TO BE DONE:
Retype each line exactly. Skip images.
— Start MATERIAL PROVIDED —
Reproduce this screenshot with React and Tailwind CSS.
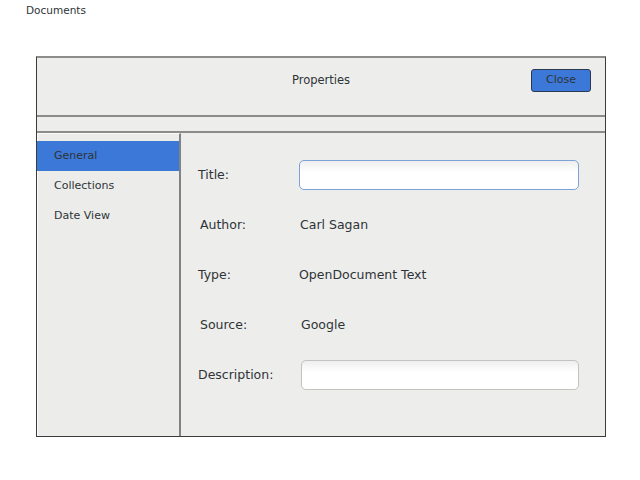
import React from 'react';

const FIELDS = [
    { label: 'Title:', input: true, focus: true, lx: 'pl-0', vx: 'pl-0' },
    { label: 'Author:', value: 'Carl Sagan', lx: 'pl-[2px]', vx: 'pl-[1px]' },
    { label: 'Type:', value: 'OpenDocument Text', lx: 'pl-0', vx: 'pl-0' },
    { label: 'Source:', value: 'Google', lx: 'pl-[2px]', vx: 'pl-[2px]' },
    { label: 'Description:', input: true, lx: 'pl-0', vx: 'pl-[2px]' },
];

const NAV = ['General', 'Collections', 'Date View'];

const App = () => {
    return (
        <div className="w-[640px] h-[480px] bg-white text-[#2e3436] font-['DejaVu_Sans',sans-serif]">
            <div className="pl-[26px] pt-[3px] h-[56px] text-[10.5px] leading-[14px]">Documents</div>

            <div className="ml-[36px] w-[570px] h-[381px] flex flex-col bg-[#ededec] border-t-2 border-t-[#8b8d8d] border-x border-b border-x-[#3a3c3c] border-b-[#3a3c3c]">
                {/* header */}
                <div className="h-[57px] pb-[12px] grid grid-cols-[1fr_auto_1fr] items-center">
                    <div />
                    <div className="text-[11.5px]">Properties</div>
                    <div className="flex justify-end pr-[14px]">
                        <button className="w-[60px] h-[23px] rounded-[3px] bg-[#3c78d8] border border-[#2b3a52] text-[11px] text-[#2e3436]">
                            Close
                        </button>
                    </div>
                </div>
                <div className="h-[2px] bg-[#8b8d8d]" />
                <div className="h-[14px]" />
                <div className="h-[2px] bg-[#8b8d8d]" />

                {/* body */}
                <div className="flex-1 flex">
                    <div className="w-[144px] border-r-2 border-[#7f8383] bg-[#ececeb] border-t border-t-[#fbfbfb] border-l border-l-[#fbfbfb] pt-[7px]">
                        {NAV.map((item, i) => (
                            <div
                                key={item}
                                className={
                                    'h-[30px] flex items-center text-[11px] ' +
                                    (i === 0 ? 'bg-[#3c78d8] -ml-px pl-[17px]' : 'pl-[16px]')
                                }
                            >
                                {item}
                            </div>
                        ))}
                    </div>

                    <div className="flex-1 pl-[17px] pt-[17px]">
                        {FIELDS.map((f) => (
                            <div key={f.label} className="h-[50px] grid grid-cols-[101px_280px] items-center text-[12.5px]">
                                <div className={f.lx}>{f.label}</div>
                                {f.input ? (
                                    <div className={f.vx}>
                                        <div
                                            className={
                                                'h-[30px] rounded-[5px] border bg-gradient-to-b from-[#eeeeee] via-white via-40% to-white ' +
                                                (f.focus ? 'border-[#7ea2d8] w-[280px]' : 'border-[#c2c3c0] w-[278px]')
                                            }
                                        />
                                    </div>
                                ) : (
                                    <div className={f.vx}>{f.value}</div>
                                )}
                            </div>
                        ))}
                    </div>
                </div>
            </div>
        </div>
    );
};

export default App;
— End MATERIAL PROVIDED —
TASK OUTPUT:
Reproduce this screenshot with React and Tailwind CSS.
import React from 'react';

const FIELDS = [
    { label: 'Title:', input: true, focus: true, lx: 'pl-0', vx: 'pl-0' },
    { label: 'Author:', value: 'Carl Sagan', lx: 'pl-[2px]', vx: 'pl-[1px]' },
    { label: 'Type:', value: 'OpenDocument Text', lx: 'pl-0', vx: 'pl-0' },
    { label: 'Source:', value: 'Google', lx: 'pl-[2px]', vx: 'pl-[2px]' },
    { label: 'Description:', input: true, lx: 'pl-0', vx: 'pl-[2px]' },
];

const NAV = ['General', 'Collections', 'Date View'];

const App = () => {
    return (
        <div className="w-[640px] h-[480px] bg-white text-[#2e3436] font-['DejaVu_Sans',sans-serif]">
            <div className="pl-[26px] pt-[3px] h-[56px] text-[10.5px] leading-[14px]">Documents</div>

            <div className="ml-[36px] w-[570px] h-[381px] flex flex-col bg-[#ededec] border-t-2 border-t-[#8b8d8d] border-x border-b border-x-[#3a3c3c] border-b-[#3a3c3c]">
                {/* header */}
                <div className="h-[57px] pb-[12px] grid grid-cols-[1fr_auto_1fr] items-center">
                    <div />
                    <div className="text-[11.5px]">Properties</div>
                    <div className="flex justify-end pr-[14px]">
                        <button className="w-[60px] h-[23px] rounded-[3px] bg-[#3c78d8] border border-[#2b3a52] text-[11px] text-[#2e3436]">
                            Close
                        </button>
                    </div>
                </div>
                <div className="h-[2px] bg-[#8b8d8d]" />
                <div className="h-[14px]" />
                <div className="h-[2px] bg-[#8b8d8d]" />

                {/* body */}
                <div className="flex-1 flex">
                    <div className="w-[144px] border-r-2 border-[#7f8383] bg-[#ececeb] border-t border-t-[#fbfbfb] border-l border-l-[#fbfbfb] pt-[7px]">
                        {NAV.map((item, i) => (
                            <div
                                key={item}
                                className={
                                    'h-[30px] flex items-center text-[11px] ' +
                                    (i === 0 ? 'bg-[#3c78d8] -ml-px pl-[17px]' : 'pl-[16px]')
                                }
                            >
                                {item}
                            </div>
                        ))}
                    </div>

                    <div className="flex-1 pl-[17px] pt-[17px]">
                        {FIELDS.map((f) => (
                            <div key={f.label} className="h-[50px] grid grid-cols-[101px_280px] items-center text-[12.5px]">
                                <div className={f.lx}>{f.label}</div>
                                {f.input ? (
                                    <div className={f.vx}>
                                        <div
                                            className={
                                                'h-[30px] rounded-[5px] border bg-gradient-to-b from-[#eeeeee] via-white via-40% to-white ' +
                                                (f.focus ? 'border-[#7ea2d8] w-[280px]' : 'border-[#c2c3c0] w-[278px]')
                                            }
                                        />
                                    </div>
                                ) : (
                                    <div className={f.vx}>{f.value}</div>
                                )}
                            </div>
                        ))}
                    </div>
                </div>
            </div>
        </div>
    );
};

export default App;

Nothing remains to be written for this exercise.